**MATERIAL**

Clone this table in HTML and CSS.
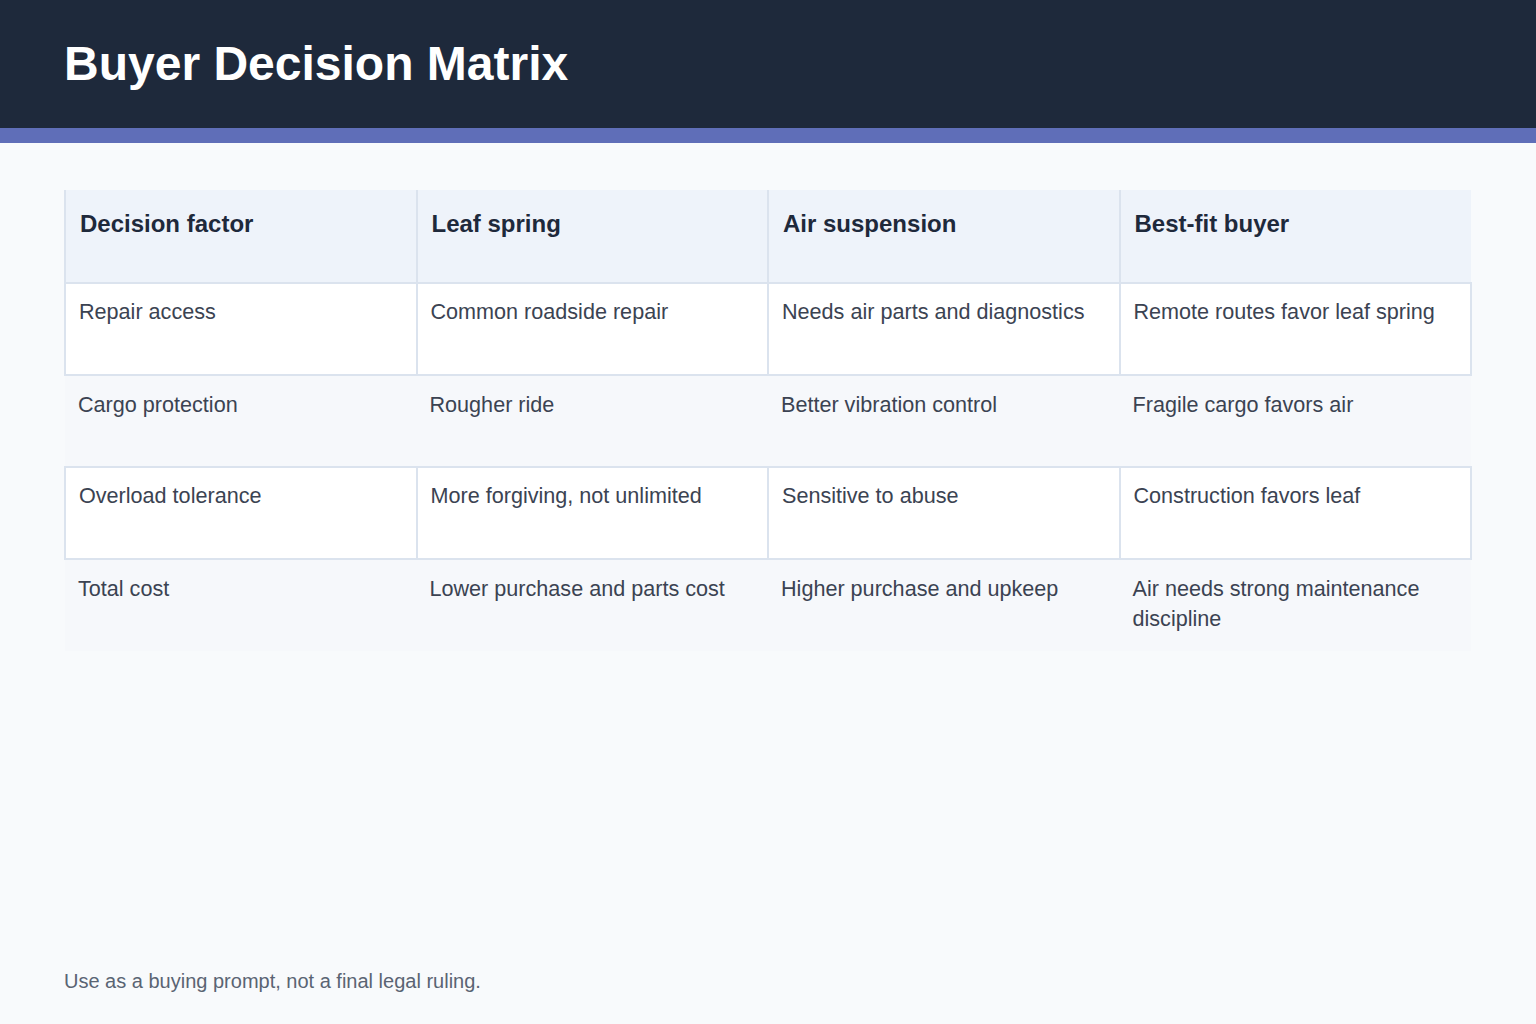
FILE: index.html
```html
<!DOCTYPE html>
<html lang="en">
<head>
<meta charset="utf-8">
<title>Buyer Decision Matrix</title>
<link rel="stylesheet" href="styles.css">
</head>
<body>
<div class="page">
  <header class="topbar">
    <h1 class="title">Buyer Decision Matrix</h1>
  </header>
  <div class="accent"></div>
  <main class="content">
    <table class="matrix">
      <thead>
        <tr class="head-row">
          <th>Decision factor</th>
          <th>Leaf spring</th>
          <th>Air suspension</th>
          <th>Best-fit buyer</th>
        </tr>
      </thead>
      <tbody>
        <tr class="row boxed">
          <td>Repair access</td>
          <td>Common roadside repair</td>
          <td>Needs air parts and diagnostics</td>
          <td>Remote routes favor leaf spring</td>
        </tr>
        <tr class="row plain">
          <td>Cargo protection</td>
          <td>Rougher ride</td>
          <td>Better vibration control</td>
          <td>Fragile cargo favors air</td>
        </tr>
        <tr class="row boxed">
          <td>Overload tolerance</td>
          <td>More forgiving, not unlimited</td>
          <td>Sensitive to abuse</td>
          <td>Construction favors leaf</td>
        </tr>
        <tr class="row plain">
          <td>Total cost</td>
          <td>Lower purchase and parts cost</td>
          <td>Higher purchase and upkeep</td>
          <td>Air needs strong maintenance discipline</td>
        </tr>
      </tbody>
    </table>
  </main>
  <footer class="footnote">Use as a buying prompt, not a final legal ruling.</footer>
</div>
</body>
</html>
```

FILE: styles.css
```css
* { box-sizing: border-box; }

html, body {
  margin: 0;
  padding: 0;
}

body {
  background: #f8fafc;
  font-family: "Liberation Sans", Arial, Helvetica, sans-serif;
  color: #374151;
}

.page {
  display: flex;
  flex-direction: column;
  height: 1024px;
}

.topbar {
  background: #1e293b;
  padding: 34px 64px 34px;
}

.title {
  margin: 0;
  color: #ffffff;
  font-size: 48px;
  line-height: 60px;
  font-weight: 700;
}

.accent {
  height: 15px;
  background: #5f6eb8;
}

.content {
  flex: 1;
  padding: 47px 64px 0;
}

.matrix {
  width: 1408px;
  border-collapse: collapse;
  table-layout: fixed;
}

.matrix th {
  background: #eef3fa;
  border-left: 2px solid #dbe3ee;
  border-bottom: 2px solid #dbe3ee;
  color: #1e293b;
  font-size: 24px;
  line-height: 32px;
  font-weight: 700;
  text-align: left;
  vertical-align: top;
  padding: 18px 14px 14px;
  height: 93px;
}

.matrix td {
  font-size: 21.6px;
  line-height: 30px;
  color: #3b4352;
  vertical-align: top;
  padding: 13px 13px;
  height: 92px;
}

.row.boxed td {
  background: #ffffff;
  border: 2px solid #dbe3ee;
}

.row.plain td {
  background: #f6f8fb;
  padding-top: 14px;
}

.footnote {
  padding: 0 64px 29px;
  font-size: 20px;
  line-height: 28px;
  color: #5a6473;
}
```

**DO THIS**
From start to finish, output the listing exactly, but omit its pictures.

**SOLUTION FOR THIS TASK**
Clone this table in HTML and CSS.
FILE: index.html
```html
<!DOCTYPE html>
<html lang="en">
<head>
<meta charset="utf-8">
<title>Buyer Decision Matrix</title>
<link rel="stylesheet" href="styles.css">
</head>
<body>
<div class="page">
  <header class="topbar">
    <h1 class="title">Buyer Decision Matrix</h1>
  </header>
  <div class="accent"></div>
  <main class="content">
    <table class="matrix">
      <thead>
        <tr class="head-row">
          <th>Decision factor</th>
          <th>Leaf spring</th>
          <th>Air suspension</th>
          <th>Best-fit buyer</th>
        </tr>
      </thead>
      <tbody>
        <tr class="row boxed">
          <td>Repair access</td>
          <td>Common roadside repair</td>
          <td>Needs air parts and diagnostics</td>
          <td>Remote routes favor leaf spring</td>
        </tr>
        <tr class="row plain">
          <td>Cargo protection</td>
          <td>Rougher ride</td>
          <td>Better vibration control</td>
          <td>Fragile cargo favors air</td>
        </tr>
        <tr class="row boxed">
          <td>Overload tolerance</td>
          <td>More forgiving, not unlimited</td>
          <td>Sensitive to abuse</td>
          <td>Construction favors leaf</td>
        </tr>
        <tr class="row plain">
          <td>Total cost</td>
          <td>Lower purchase and parts cost</td>
          <td>Higher purchase and upkeep</td>
          <td>Air needs strong maintenance discipline</td>
        </tr>
      </tbody>
    </table>
  </main>
  <footer class="footnote">Use as a buying prompt, not a final legal ruling.</footer>
</div>
</body>
</html>
```

FILE: styles.css
```css
* { box-sizing: border-box; }

html, body {
  margin: 0;
  padding: 0;
}

body {
  background: #f8fafc;
  font-family: "Liberation Sans", Arial, Helvetica, sans-serif;
  color: #374151;
}

.page {
  display: flex;
  flex-direction: column;
  height: 1024px;
}

.topbar {
  background: #1e293b;
  padding: 34px 64px 34px;
}

.title {
  margin: 0;
  color: #ffffff;
  font-size: 48px;
  line-height: 60px;
  font-weight: 700;
}

.accent {
  height: 15px;
  background: #5f6eb8;
}

.content {
  flex: 1;
  padding: 47px 64px 0;
}

.matrix {
  width: 1408px;
  border-collapse: collapse;
  table-layout: fixed;
}

.matrix th {
  background: #eef3fa;
  border-left: 2px solid #dbe3ee;
  border-bottom: 2px solid #dbe3ee;
  color: #1e293b;
  font-size: 24px;
  line-height: 32px;
  font-weight: 700;
  text-align: left;
  vertical-align: top;
  padding: 18px 14px 14px;
  height: 93px;
}

.matrix td {
  font-size: 21.6px;
  line-height: 30px;
  color: #3b4352;
  vertical-align: top;
  padding: 13px 13px;
  height: 92px;
}

.row.boxed td {
  background: #ffffff;
  border: 2px solid #dbe3ee;
}

.row.plain td {
  background: #f6f8fb;
  padding-top: 14px;
}

.footnote {
  padding: 0 64px 29px;
  font-size: 20px;
  line-height: 28px;
  color: #5a6473;
}
```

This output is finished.